**Brief**
Tally up the lines that include "React" and state that number by itself.

**Task input**
————

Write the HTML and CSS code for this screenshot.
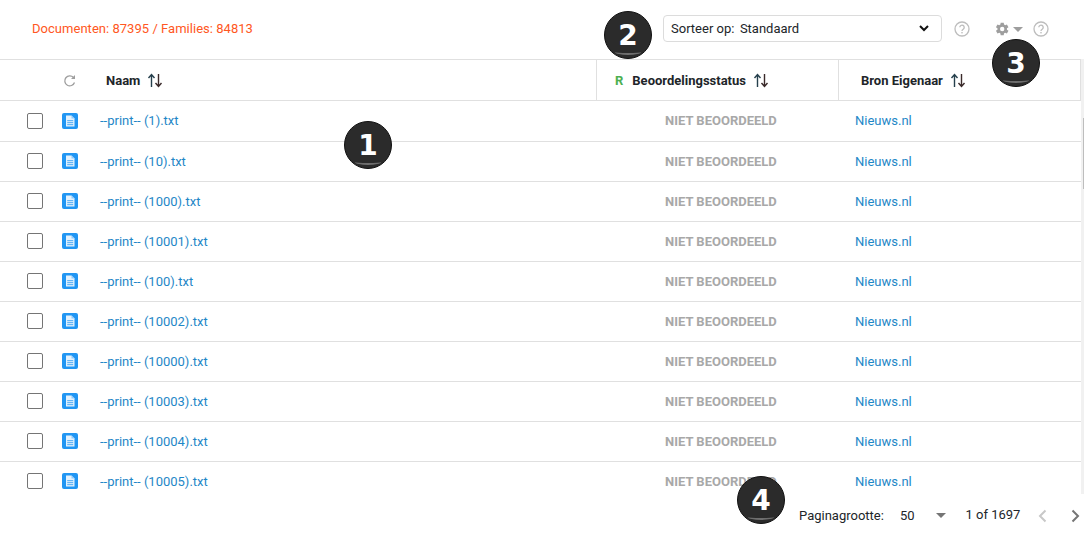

————

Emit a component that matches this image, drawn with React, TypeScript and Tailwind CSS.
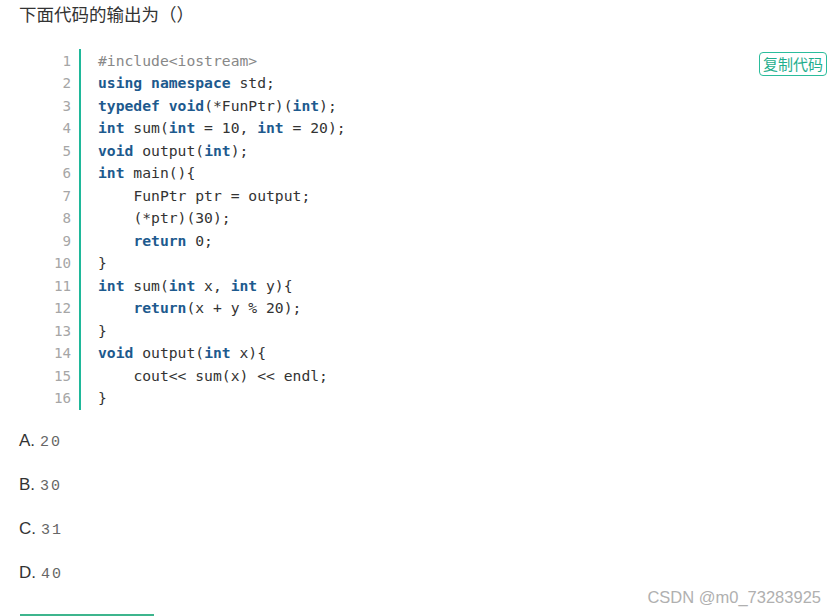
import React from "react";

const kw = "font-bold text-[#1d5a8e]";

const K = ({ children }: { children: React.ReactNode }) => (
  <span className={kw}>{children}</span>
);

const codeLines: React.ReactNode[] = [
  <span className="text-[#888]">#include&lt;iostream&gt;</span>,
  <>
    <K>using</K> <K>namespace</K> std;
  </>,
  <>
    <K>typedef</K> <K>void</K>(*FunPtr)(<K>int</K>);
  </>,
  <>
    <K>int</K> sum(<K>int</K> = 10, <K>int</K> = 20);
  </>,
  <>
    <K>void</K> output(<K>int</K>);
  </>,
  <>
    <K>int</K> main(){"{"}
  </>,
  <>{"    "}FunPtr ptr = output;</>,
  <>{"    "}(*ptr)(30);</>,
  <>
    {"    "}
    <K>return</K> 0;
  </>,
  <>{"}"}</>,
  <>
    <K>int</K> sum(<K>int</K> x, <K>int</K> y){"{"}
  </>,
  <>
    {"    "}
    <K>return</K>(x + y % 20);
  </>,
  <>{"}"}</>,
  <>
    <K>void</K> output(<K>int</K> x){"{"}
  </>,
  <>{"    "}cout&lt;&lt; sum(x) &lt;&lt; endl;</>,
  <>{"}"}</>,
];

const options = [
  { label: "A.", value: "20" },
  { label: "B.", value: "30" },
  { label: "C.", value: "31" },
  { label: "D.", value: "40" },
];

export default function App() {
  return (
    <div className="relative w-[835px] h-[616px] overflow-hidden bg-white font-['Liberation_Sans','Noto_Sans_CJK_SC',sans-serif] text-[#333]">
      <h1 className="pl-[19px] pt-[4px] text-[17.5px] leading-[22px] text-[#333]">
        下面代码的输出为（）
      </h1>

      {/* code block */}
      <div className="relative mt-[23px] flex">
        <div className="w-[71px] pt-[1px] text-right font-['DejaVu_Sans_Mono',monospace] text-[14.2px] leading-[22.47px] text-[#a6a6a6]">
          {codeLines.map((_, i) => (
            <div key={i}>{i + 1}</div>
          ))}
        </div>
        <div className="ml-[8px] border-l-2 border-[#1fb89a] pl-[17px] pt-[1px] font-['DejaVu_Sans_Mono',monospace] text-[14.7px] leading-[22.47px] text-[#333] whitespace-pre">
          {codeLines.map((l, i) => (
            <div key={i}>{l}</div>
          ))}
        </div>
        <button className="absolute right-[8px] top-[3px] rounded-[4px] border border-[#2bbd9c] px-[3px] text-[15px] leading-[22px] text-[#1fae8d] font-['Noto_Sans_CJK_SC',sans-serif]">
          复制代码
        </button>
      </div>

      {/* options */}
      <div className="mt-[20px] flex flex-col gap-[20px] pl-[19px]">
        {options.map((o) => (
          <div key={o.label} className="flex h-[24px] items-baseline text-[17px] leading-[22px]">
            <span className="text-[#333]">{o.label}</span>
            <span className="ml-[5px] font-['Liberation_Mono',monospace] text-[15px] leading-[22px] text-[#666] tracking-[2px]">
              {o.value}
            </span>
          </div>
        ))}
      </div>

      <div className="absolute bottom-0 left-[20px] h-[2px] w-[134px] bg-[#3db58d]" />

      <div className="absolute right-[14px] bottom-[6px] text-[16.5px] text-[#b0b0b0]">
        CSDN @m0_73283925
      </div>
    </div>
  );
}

————

**Solution for this problem**
4